First UK capacity auction in focus
It is now 7 weeks and counting until the first UK Capacity Market auction. Large sums of money are involved. Capacity payments to generators are expected to be in the order of £1.5-2.5 billion in the first auction alone. And the outcome of the auction will almost certainly result in the development of new power plants and the closure of existing assets. It will also reshape pricing dynamics in the wholesale energy market. So what can we expect?
October 27, 2014
Note: Several hours after this article was published DECC announced that they had revised the 1st auction capacity target down. The article has now been updated to reflect this new information.
It is now 7 weeks and counting until the first UK Capacity Market auction. The introduction of a Capacity Market represents the largest structural change to UK power market design since the NETA market replaced the pool in 2001. Large sums of money are involved. Capacity payments to generators are expected to be in the order of £1.5-2.5 billion in the first auction alone. And the outcome of the auction will almost certainly result in the development of new power plants and the closure of existing assets. It will also reshape pricing dynamics in the wholesale energy market. So what can we expect?
One of the challenges in analysing the Capacity Market (CM) has been the level of uncertainty behind a number of key market drivers. It doesn’t matter how good your telescope is if it’s misty. However the situation improved substantially about a week ago when the final list of pre-qualified plants for the 1st auction was published. This provided a clear read on participating plants & players, de-rated capacity volumes and plant status (e.g. existing, refurb or new build), as well as a view on which plants have chosen to opt out of the market.
There is still considerable uncertainty around several CM drivers, the most important of which is individual player expectations of the evolution of future plant energy margins. But the information available now is about as good as it is going to get before the auction. And there is plenty to work with in order to draw some powerful commercial conclusions.

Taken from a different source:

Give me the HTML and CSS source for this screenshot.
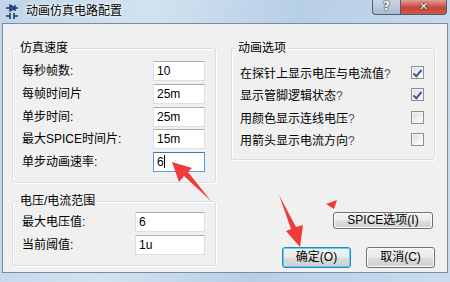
FILE: index.html
```html
<!DOCTYPE html>
<html lang="zh-CN">
<head>
    <meta charset="UTF-8">
    <title>动画仿真电路配置</title>
    <link rel="stylesheet" href="styles.css">
</head>
<body>
    <div class="window">
        <div class="titlebar">
            <svg class="app-icon" width="14" height="16" viewBox="0 0 14 16">
                <path d="M1 4h4M5 1v6l5-3z M10 1v6 M10 4h3" stroke="#1d3b6b" stroke-width="1.4" fill="#2b5aa0"/>
                <path d="M1 12h4 M5 9v6 M9 9v6 M9 12h4" stroke="#1d3b6b" stroke-width="1.6" fill="none"/>
            </svg>
            <span class="title">动画仿真电路配置</span>
            <div class="caption-btns">
                <div class="cap-help">?</div>
                <div class="cap-close">✕</div>
            </div>
        </div>

        <div class="client">
            <div class="col">
                <fieldset class="group speed">
                    <legend>仿真速度</legend>
                    <div class="field-list">
                        <label>每秒帧数:</label><div class="input">10</div>
                        <label>每帧时间片</label><div class="input">25m</div>
                        <label>单步时间:</label><div class="input">25m</div>
                        <label>最大SPICE时间片:</label><div class="input">15m</div>
                        <label>单步动画速率:</label><div class="input focused">6<span class="caret"></span></div>
                    </div>
                </fieldset>

                <fieldset class="group range">
                    <legend>电压/电流范围</legend>
                    <div class="field-list wide">
                        <label>最大电压值:</label><div class="input">6</div>
                        <label>当前阈值:</label><div class="input">1u</div>
                    </div>
                </fieldset>
            </div>

            <div class="col">
                <fieldset class="group anim">
                    <legend>动画选项</legend>
                    <div class="check-list">
                        <div class="check-row"><span>在探针上显示电压与电流值<em>?</em></span><span class="box checked"></span></div>
                        <div class="check-row"><span>显示管脚逻辑状态<em>?</em></span><span class="box checked"></span></div>
                        <div class="check-row"><span>用颜色显示连线电压<em>?</em></span><span class="box"></span></div>
                        <div class="check-row"><span>用箭头显示电流方向<em>?</em></span><span class="box"></span></div>
                    </div>
                </fieldset>

                <div class="btn spice">SPICE选项(I)</div>
                <div class="btn-row">
                    <div class="btn default">确定(O)</div>
                    <div class="btn">取消(C)</div>
                </div>
            </div>
        </div>
    </div>

    <svg class="marks" width="450" height="282" viewBox="0 0 450 282">
        <polygon points="172,162 192,168 188,172 211,201 184,176 179,182" fill="#f23a3a"/>
        <polygon points="279,195 296,227 303,225 300,247 286,231 291,229" fill="#f23a3a"/>
        <polygon points="326,204 337,200 334,209" fill="#f23a3a"/>
    </svg>
</body>
</html>
```

FILE: styles.css
```css
* {
    margin: 0;
    padding: 0;
    box-sizing: border-box;
}

body {
    width: 450px;
    height: 282px;
    overflow: hidden;
    position: relative;
    font-family: "Liberation Sans", "Noto Sans CJK SC", sans-serif;
    font-size: 12px;
    color: #000;
}

.window {
    height: 282px;
    padding: 0 2px 9px 2px;
    background: linear-gradient(100deg, #c0d5ea 0%, #d3e2f1 30%, #b7cfe6 60%, #c9dcef 100%);
    display: flex;
    flex-direction: column;
}

/* title bar */
.titlebar {
    height: 23px;
    display: flex;
    align-items: flex-start;
    position: relative;
}

.app-icon {
    margin: 4px 0 0 3px;
}

.title {
    margin: 3px 0 0 7px;
    line-height: 17px;
    font-size: 12px;
    text-shadow: 0 0 5px #fff, 0 0 3px #fff;
}

.caption-btns {
    margin-left: auto;
    margin-right: 1px;
    display: flex;
}

.cap-help, .cap-close {
    height: 15px;
    border: 1px solid #4d5d73;
    border-top: none;
    color: #fff;
    font-weight: bold;
    text-align: center;
    line-height: 13px;
    font-family: "DejaVu Sans", sans-serif;
    text-shadow: 0 0 2px #223, 0 0 1px #000;
}

.cap-help {
    width: 28px;
    border-right: none;
    border-bottom-left-radius: 4px;
    background: linear-gradient(#c9d6e3, #a9bdd2);
    font-size: 12px;
}

.cap-close {
    width: 47px;
    border-bottom-right-radius: 4px;
    background: linear-gradient(#e0a195, #c7443a 55%, #d05a44);
    font-size: 11px;
}

/* client area */
.client {
    flex: 1;
    background: #f0f0f0;
    border: 1px solid #7d8c9c;
    display: flex;
    gap: 15px;
    padding: 16px 11px 0 9px;
}

.col {
    width: 204px;
    display: flex;
    flex-direction: column;
}

.group {
    border: 1px solid #d5dfe5;
    border-radius: 3px;
    box-shadow: inset 1px 1px 0 #fff, 1px 1px 0 #fff;
    padding: 5px 10px 10px 9px;
}

.group legend {
    line-height: 16px;
    padding: 0 2px;
    margin-left: -4px;
}

.field-list {
    display: grid;
    grid-template-columns: 1fr 52px;
    row-gap: 2.75px;
    align-items: center;
}

.field-list.wide {
    grid-template-columns: 1fr 70px;
    row-gap: 3px;
}

.field-list label {
    line-height: 20px;
}

.input {
    height: 20px;
    background: #fff;
    border: 1px solid #dbdfe6;
    border-top-color: #abadb3;
    padding-left: 3px;
    line-height: 18px;
}

.input.focused {
    border-color: #569de5;
    border-top-color: #3d7bad;
}

.caret {
    display: inline-block;
    width: 1px;
    height: 13px;
    background: #000;
    vertical-align: -2px;
}

.range {
    margin-top: 10px;
    padding-top: 3px;
}

/* animation options */
.anim {
    padding: 6px 10px 9px 8px;
}

.check-list {
    display: flex;
    flex-direction: column;
    gap: 2.5px;
}

.check-row {
    height: 20px;
    display: flex;
    align-items: center;
    justify-content: space-between;
}

.check-row em {
    font-style: normal;
    color: #5a4a7a;
}

.box {
    width: 13px;
    height: 13px;
    border: 1px solid #8e8f8f;
    background: linear-gradient(135deg, #dcdcdc, #fff);
    box-shadow: inset 0 0 0 1px #f4f4f4;
    position: relative;
}

.box.checked::after {
    content: "";
    position: absolute;
    left: 3px;
    top: 1px;
    width: 3px;
    height: 7px;
    border: solid #3c5a9c;
    border-width: 0 2px 2px 0;
    transform: rotate(40deg);
}

/* buttons */
.btn {
    border: 1px solid #707070;
    border-radius: 3px;
    background: linear-gradient(#f2f2f2 0%, #ebebeb 48%, #dddddd 52%, #cfcfcf 100%);
    box-shadow: inset 0 0 0 1px #fcfcfc;
    text-align: center;
}

.spice {
    width: 100px;
    height: 17px;
    line-height: 15px;
    margin: 52px 2px 0 auto;
}

.btn-row {
    display: flex;
    justify-content: flex-end;
    gap: 15px;
    margin-top: 18px;
}

.btn-row .btn {
    width: 69px;
    height: 21px;
    line-height: 19px;
}

.btn.default {
    border-color: #3c7fb1;
    box-shadow: inset 0 0 0 1px #48d8fb;
}

.marks {
    position: absolute;
    left: 0;
    top: 0;
    pointer-events: none;
}
```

Pre-qualification – what have we learned?
Publication of pre-qualification data has laid bare details of the 80 or so market participants and their assets which will compete to provide the government’s target level of 48.6GW of de-rated capacity for delivery in 2018/19. A summary of prequalified capacity supply versus demand curve ranges is shown in Chart 1.
Chart 1: Final pre-qualified capacity for 1st auction (MW)Source: Timera Energy
Some of the more important facts on pre-qualification are as follows:
- Just over 67GW of de-rated capacity prequalified, leading to the obvious initial conclusion that upwards of 15GW of capacity is likely to miss out in the 1st auction.
- Scotland’s largest power station, the Longannet coal plant (~2GW), has opted out of the CM leaving the option open for Scottish Power to close the plant prior to 2019. Plant economics are being eroded by increasingly unfavourable transmission charges given its northerly location.
- A number of other existing coal plants (Cottam, West Burton, Eggborough and Ratcliffe) have prequalified on the basis of 3 year refurbishment options, to cover plant efficiency upgrades and ensure IED emissions compliance.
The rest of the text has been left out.